-- Begin Source excerpt --

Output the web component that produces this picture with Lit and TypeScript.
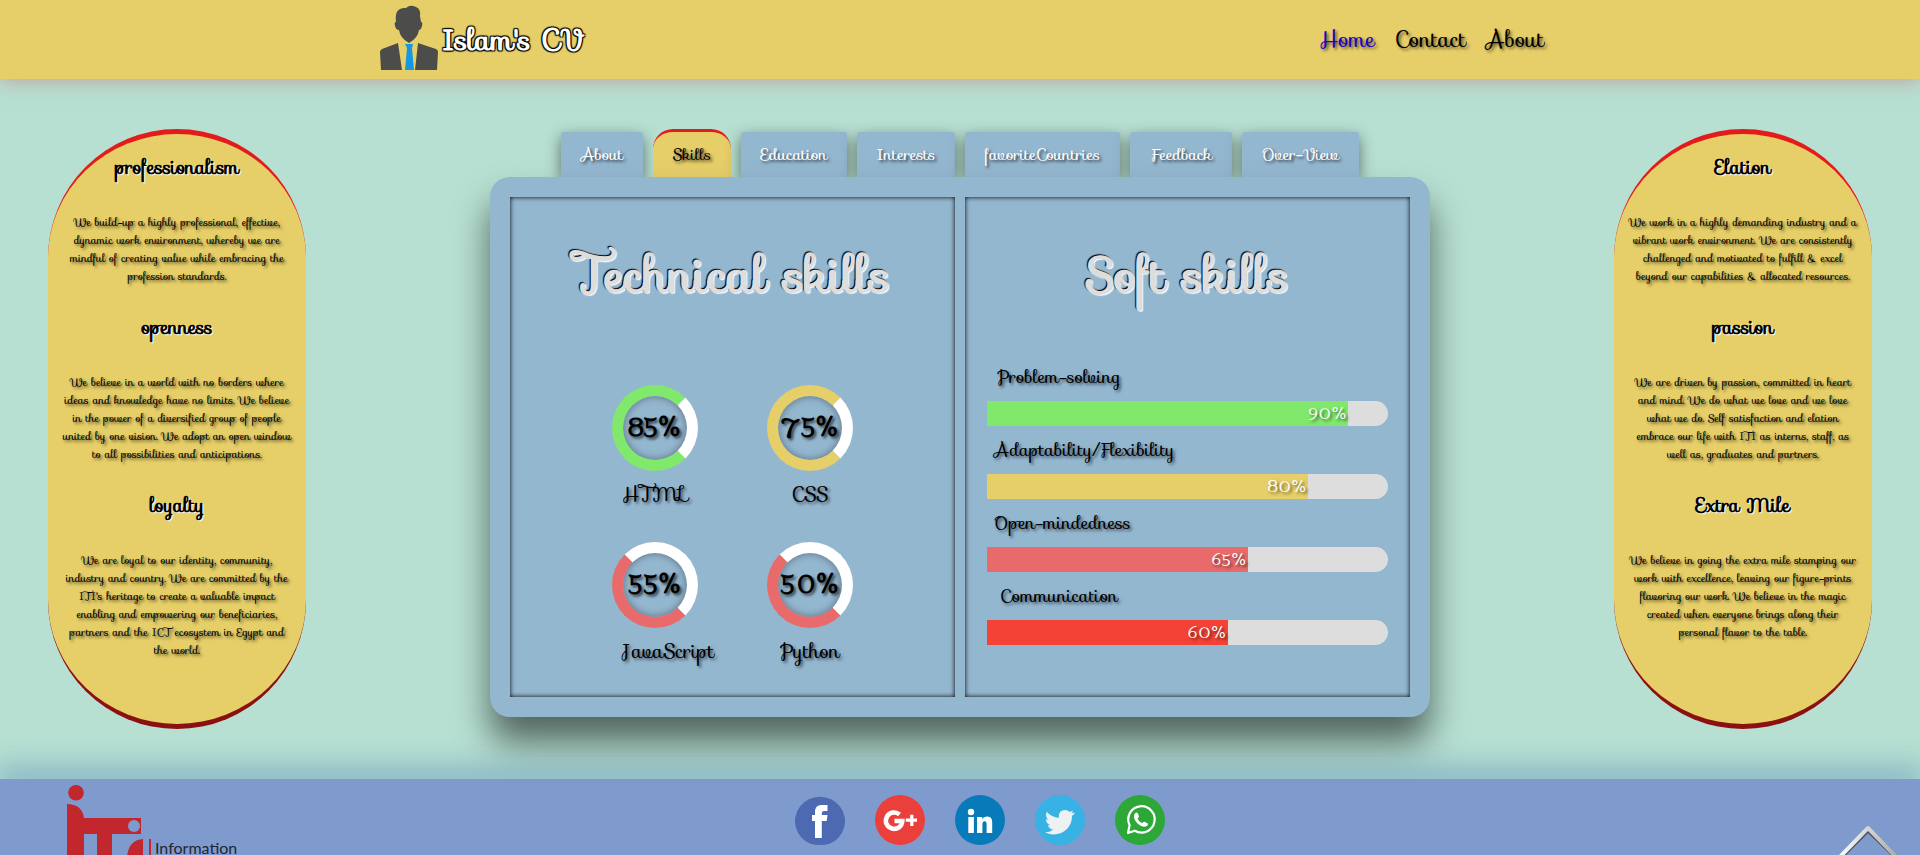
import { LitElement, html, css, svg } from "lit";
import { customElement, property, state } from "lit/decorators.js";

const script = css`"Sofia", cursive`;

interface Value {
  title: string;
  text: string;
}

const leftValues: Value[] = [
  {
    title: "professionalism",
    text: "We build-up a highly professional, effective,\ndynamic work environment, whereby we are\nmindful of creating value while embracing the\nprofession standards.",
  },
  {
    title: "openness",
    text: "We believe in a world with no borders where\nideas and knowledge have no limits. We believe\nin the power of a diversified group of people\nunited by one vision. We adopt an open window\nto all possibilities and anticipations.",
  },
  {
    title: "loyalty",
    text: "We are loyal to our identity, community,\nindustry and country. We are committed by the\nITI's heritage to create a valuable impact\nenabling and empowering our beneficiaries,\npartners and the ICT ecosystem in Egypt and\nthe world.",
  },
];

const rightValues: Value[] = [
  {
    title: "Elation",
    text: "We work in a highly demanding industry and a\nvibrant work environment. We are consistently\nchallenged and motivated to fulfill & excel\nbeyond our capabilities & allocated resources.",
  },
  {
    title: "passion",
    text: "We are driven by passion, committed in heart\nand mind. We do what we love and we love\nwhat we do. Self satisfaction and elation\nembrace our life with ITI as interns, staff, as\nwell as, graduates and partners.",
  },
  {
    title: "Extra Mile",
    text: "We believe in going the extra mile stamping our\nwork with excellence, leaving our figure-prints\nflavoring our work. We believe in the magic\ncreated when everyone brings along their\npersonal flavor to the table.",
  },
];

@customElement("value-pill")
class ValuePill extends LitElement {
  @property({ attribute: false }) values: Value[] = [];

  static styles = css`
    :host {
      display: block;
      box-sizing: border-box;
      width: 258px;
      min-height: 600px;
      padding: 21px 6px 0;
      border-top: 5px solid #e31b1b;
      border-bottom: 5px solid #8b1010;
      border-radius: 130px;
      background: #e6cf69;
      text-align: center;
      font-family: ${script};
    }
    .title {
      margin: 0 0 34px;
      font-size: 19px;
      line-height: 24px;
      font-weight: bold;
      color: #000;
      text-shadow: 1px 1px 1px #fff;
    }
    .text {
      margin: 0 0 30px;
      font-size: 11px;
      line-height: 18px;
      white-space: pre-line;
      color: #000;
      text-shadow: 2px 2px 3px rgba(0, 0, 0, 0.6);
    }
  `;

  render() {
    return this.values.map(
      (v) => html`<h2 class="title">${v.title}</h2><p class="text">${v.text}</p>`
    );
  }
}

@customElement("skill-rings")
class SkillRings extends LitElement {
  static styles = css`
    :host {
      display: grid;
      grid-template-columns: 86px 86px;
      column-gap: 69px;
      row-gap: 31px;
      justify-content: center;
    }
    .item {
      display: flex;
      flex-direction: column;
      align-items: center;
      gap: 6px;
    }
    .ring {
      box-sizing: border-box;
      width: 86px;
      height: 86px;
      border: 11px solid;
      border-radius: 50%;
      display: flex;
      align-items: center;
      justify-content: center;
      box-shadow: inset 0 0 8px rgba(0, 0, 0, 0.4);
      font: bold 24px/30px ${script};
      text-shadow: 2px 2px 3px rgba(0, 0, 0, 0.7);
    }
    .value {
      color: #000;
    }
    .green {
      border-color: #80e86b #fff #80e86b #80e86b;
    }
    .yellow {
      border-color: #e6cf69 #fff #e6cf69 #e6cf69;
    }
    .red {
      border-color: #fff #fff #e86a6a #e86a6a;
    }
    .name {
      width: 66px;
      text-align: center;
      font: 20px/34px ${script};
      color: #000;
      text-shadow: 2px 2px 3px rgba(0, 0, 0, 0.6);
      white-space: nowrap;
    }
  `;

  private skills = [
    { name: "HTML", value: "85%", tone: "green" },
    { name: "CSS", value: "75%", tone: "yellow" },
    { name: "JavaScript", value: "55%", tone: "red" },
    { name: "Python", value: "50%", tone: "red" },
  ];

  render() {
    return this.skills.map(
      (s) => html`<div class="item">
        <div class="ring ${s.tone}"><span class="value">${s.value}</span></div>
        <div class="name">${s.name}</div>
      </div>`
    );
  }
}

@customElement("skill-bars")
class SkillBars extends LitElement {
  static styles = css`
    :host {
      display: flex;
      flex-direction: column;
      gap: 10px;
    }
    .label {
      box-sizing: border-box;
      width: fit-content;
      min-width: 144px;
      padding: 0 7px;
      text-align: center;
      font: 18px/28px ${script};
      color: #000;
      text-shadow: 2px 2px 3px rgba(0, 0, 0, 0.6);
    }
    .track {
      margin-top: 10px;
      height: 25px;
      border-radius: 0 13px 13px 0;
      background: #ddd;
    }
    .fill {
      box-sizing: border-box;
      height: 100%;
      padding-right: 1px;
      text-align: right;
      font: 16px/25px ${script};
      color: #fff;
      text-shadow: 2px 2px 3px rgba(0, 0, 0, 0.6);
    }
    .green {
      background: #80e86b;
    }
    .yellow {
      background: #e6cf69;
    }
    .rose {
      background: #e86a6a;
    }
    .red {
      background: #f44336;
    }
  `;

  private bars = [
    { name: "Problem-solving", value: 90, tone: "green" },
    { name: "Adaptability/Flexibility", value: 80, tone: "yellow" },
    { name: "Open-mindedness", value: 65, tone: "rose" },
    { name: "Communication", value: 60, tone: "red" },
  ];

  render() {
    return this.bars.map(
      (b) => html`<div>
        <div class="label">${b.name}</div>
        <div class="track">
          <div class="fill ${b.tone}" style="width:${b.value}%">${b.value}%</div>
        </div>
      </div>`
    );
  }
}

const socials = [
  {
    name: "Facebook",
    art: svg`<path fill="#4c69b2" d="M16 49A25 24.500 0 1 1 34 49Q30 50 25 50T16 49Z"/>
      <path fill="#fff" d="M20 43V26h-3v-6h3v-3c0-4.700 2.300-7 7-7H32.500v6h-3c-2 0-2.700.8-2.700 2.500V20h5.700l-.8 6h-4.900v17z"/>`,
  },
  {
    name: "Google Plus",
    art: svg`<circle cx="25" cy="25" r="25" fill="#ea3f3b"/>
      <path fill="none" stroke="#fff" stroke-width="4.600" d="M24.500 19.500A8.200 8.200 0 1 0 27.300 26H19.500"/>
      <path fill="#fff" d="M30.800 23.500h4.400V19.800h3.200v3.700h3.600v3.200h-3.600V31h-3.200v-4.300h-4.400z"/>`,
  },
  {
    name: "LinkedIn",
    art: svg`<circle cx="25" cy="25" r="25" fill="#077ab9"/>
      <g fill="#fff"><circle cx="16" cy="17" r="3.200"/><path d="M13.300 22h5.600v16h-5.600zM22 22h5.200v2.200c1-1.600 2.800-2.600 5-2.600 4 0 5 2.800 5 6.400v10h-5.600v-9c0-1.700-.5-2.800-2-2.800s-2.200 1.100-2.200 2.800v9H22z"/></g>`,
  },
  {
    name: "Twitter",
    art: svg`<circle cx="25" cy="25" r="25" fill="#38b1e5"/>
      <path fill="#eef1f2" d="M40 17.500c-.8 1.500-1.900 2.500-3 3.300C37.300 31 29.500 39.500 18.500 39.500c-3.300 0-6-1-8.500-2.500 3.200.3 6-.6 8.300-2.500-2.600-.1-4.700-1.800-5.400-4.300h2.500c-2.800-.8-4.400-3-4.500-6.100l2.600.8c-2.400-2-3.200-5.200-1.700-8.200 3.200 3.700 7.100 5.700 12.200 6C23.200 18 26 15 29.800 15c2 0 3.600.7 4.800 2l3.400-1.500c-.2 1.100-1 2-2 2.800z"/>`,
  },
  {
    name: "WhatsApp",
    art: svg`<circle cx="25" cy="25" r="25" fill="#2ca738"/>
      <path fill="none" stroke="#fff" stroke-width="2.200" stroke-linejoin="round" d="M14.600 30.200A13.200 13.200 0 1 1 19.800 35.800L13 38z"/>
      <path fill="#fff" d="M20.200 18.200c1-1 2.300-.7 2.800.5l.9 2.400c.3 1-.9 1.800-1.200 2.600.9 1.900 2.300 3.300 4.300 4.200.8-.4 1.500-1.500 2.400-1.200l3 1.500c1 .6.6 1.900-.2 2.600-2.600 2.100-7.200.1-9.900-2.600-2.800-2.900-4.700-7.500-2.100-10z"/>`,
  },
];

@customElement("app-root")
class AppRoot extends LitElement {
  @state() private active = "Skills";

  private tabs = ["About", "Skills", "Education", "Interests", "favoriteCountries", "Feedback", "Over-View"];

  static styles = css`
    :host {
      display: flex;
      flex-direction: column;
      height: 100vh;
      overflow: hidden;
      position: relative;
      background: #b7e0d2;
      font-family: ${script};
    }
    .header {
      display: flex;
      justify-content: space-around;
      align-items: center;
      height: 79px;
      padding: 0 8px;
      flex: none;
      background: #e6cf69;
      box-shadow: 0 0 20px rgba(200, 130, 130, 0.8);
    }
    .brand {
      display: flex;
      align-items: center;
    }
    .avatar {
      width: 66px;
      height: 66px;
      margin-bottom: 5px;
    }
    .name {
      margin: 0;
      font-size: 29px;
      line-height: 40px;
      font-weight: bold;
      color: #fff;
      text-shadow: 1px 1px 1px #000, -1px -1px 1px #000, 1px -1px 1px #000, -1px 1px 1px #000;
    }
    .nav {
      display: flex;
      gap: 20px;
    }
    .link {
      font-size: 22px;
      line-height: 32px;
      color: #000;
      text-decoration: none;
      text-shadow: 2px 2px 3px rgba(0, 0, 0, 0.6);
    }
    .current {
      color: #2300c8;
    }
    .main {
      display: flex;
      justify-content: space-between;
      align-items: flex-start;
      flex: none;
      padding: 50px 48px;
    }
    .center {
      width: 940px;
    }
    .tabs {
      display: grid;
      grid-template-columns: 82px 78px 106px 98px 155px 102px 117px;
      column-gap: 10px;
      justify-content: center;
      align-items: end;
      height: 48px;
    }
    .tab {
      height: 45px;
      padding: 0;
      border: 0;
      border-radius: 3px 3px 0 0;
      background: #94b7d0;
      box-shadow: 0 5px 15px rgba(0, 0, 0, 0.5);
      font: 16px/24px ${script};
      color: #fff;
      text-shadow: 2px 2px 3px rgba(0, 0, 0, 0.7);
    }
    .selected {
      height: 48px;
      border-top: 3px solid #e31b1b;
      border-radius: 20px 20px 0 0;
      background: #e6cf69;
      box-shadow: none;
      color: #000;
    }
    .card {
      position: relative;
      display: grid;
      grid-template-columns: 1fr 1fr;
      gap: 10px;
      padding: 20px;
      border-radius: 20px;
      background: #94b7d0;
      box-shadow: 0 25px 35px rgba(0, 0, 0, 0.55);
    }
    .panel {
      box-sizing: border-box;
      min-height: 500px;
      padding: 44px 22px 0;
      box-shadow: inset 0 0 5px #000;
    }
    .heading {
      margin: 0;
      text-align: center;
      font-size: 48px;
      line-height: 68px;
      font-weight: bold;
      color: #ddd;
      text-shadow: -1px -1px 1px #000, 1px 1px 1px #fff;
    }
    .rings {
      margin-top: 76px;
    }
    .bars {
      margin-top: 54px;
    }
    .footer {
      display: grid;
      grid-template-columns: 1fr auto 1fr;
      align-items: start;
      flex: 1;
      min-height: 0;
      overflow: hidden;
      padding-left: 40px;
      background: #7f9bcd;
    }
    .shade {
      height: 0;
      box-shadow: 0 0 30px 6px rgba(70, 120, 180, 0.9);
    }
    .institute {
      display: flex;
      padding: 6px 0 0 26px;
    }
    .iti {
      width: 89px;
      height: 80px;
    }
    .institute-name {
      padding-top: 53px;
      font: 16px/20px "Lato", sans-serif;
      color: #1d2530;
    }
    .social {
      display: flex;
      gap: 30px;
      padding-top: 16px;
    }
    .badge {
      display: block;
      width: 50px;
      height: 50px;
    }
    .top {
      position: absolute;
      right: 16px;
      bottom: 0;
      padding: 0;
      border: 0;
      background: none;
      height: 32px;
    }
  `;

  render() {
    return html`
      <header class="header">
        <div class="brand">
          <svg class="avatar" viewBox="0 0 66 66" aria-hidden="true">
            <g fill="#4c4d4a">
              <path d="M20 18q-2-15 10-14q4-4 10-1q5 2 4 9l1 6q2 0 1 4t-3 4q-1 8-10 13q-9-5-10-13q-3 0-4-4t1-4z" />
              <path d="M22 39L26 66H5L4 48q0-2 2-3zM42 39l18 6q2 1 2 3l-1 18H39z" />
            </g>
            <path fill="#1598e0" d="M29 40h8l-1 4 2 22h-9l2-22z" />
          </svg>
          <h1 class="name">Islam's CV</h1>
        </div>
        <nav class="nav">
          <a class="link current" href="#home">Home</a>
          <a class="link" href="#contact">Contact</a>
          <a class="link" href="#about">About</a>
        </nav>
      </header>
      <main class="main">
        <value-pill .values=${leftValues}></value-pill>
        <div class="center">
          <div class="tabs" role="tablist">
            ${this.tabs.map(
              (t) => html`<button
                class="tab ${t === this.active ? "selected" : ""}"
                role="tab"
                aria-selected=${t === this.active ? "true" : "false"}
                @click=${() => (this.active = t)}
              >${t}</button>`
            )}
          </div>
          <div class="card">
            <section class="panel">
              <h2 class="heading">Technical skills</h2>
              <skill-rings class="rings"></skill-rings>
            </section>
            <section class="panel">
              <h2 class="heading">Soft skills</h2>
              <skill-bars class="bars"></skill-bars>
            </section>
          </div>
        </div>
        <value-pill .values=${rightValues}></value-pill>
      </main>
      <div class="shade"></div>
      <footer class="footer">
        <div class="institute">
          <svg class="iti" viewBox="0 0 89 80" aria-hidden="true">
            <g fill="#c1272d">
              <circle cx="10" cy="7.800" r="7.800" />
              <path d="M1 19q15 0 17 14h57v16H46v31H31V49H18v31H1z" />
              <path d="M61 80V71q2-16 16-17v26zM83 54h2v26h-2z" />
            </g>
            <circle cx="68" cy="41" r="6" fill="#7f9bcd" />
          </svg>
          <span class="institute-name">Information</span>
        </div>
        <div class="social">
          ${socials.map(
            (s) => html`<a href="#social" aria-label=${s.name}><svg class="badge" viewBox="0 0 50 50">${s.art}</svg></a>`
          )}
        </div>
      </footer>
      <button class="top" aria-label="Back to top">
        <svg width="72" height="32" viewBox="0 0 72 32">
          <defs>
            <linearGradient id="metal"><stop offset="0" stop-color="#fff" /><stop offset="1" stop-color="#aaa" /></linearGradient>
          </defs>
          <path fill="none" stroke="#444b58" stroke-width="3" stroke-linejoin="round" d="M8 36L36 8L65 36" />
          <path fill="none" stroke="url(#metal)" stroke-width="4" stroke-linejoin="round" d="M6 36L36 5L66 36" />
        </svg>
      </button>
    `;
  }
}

-- End Source excerpt --

• What you are asked to do: Only a number is expected here: the count of lines in the listing that hold the string "with".

• Finished task: 4